THE REQUEST:
Identify the lines that contain the string "image" and copy all of them.

# Start of EXERCISE INPUT

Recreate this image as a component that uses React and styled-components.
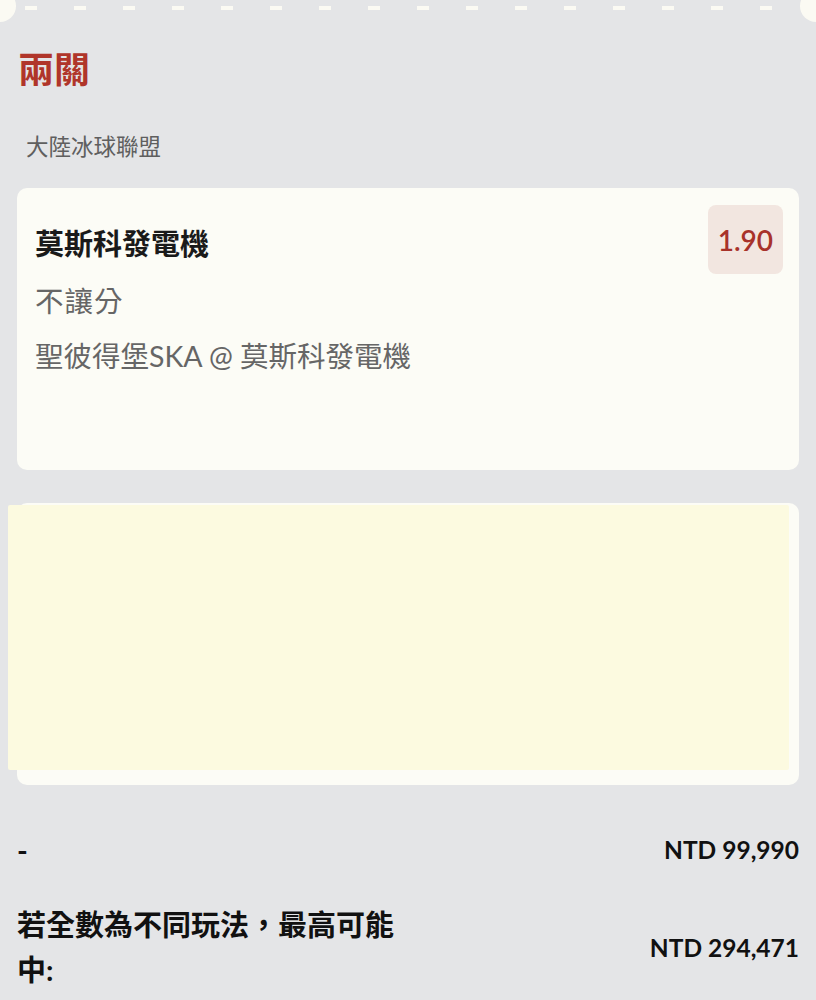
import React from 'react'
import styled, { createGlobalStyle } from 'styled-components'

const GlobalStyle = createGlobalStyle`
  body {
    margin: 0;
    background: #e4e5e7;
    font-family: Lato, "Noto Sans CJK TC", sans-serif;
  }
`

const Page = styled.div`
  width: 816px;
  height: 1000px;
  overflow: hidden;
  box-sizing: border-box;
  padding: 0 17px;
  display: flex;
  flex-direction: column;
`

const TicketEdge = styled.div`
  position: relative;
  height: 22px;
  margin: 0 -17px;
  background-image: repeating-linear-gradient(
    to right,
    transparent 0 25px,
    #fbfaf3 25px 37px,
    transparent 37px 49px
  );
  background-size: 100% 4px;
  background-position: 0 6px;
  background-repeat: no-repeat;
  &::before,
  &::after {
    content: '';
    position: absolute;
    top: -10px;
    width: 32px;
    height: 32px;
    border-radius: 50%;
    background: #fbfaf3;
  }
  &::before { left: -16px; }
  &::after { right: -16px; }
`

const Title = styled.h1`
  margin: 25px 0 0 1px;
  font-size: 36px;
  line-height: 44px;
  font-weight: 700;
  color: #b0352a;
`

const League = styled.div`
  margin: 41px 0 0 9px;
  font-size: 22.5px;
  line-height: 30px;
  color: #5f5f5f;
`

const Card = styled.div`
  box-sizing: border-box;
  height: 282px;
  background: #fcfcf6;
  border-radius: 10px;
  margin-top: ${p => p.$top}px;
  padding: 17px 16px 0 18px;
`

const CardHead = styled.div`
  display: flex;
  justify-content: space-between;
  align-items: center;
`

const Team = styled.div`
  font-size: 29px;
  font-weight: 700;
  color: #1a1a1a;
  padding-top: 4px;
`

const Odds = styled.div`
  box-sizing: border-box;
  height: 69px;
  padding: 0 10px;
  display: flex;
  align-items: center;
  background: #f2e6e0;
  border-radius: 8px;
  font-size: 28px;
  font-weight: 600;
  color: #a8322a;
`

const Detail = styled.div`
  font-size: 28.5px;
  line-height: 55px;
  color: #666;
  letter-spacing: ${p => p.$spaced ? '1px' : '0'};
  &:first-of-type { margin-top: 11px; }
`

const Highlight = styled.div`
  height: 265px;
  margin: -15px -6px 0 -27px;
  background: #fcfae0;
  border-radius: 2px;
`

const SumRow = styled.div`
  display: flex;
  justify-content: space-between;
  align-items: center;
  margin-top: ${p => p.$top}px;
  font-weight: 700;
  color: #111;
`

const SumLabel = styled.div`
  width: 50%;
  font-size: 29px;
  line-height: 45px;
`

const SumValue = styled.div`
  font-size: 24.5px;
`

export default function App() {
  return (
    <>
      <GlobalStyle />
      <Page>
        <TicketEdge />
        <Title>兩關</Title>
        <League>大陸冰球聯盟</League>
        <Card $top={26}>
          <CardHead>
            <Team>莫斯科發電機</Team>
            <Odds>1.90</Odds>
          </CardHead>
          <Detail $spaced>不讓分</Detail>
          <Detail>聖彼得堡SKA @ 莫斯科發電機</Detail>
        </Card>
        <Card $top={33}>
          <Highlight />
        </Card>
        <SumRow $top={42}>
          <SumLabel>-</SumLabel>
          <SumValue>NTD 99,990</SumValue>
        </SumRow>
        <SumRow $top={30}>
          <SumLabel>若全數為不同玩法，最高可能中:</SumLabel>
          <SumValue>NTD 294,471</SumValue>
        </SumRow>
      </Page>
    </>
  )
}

# End of EXERCISE INPUT
# Start of EXERCISE INPUT

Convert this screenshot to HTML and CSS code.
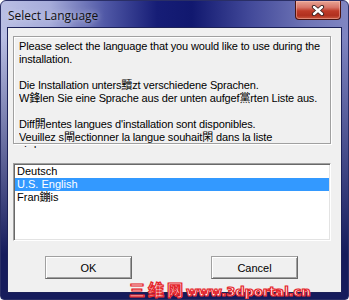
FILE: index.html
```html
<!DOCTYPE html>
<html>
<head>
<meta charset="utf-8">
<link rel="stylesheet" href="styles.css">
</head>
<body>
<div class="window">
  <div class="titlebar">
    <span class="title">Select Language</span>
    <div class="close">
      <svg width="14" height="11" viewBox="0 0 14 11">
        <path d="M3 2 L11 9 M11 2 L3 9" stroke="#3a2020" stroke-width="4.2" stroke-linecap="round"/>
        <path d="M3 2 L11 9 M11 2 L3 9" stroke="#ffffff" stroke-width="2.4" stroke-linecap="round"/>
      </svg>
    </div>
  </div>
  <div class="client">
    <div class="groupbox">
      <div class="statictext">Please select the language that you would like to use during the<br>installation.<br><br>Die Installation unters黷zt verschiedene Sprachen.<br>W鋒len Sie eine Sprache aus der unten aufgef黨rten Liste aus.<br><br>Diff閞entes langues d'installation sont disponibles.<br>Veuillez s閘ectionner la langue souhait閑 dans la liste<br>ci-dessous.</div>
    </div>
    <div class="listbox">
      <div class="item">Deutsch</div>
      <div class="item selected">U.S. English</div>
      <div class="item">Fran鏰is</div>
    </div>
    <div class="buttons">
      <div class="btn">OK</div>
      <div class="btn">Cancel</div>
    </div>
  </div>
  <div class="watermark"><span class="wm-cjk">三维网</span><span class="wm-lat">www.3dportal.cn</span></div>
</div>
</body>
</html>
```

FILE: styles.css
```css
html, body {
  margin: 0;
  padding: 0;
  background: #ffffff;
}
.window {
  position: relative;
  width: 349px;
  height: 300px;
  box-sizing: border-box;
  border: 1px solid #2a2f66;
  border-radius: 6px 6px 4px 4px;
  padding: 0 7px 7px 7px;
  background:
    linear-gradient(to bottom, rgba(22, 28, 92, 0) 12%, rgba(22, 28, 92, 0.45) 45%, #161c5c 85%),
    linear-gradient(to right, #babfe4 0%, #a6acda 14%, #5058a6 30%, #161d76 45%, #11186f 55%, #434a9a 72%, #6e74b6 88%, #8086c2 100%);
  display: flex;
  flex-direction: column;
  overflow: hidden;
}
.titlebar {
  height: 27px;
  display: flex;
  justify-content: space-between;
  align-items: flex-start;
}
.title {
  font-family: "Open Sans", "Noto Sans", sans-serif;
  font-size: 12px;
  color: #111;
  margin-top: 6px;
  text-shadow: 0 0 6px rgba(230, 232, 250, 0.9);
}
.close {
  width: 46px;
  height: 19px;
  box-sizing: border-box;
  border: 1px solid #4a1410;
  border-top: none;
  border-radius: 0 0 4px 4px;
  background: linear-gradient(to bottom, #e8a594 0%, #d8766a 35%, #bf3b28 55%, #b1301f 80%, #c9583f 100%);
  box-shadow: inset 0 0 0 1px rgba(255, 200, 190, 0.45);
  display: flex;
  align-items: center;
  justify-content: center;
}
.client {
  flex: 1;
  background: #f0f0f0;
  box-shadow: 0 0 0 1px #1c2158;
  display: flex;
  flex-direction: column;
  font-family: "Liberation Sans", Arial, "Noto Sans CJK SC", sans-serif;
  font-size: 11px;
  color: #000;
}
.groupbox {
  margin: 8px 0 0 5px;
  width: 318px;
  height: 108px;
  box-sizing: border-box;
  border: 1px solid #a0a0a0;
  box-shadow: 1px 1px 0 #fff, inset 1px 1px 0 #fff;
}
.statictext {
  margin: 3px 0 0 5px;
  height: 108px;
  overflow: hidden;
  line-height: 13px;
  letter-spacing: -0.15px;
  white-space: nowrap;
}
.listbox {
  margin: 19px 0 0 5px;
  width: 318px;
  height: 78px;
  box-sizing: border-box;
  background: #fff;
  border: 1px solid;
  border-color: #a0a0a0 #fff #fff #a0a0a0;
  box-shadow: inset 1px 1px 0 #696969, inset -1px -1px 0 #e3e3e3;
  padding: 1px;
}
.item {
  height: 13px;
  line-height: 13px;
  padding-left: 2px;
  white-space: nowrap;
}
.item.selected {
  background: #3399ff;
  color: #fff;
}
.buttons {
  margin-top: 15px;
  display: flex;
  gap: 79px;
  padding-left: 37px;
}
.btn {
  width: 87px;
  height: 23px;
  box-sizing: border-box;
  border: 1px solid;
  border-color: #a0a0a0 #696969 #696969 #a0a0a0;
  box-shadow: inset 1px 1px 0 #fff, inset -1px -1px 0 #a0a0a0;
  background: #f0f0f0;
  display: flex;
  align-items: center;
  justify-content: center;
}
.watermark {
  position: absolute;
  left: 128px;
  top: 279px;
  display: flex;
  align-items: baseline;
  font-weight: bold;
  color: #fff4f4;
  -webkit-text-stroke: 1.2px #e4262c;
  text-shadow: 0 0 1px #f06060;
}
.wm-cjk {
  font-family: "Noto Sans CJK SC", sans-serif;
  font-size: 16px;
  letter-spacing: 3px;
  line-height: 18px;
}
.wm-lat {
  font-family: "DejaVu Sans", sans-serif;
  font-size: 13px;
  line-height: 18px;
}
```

# End of EXERCISE INPUT

CORRECT RESULT:
Recreate this image as a component that uses React and styled-components.
  background-image: repeating-linear-gradient(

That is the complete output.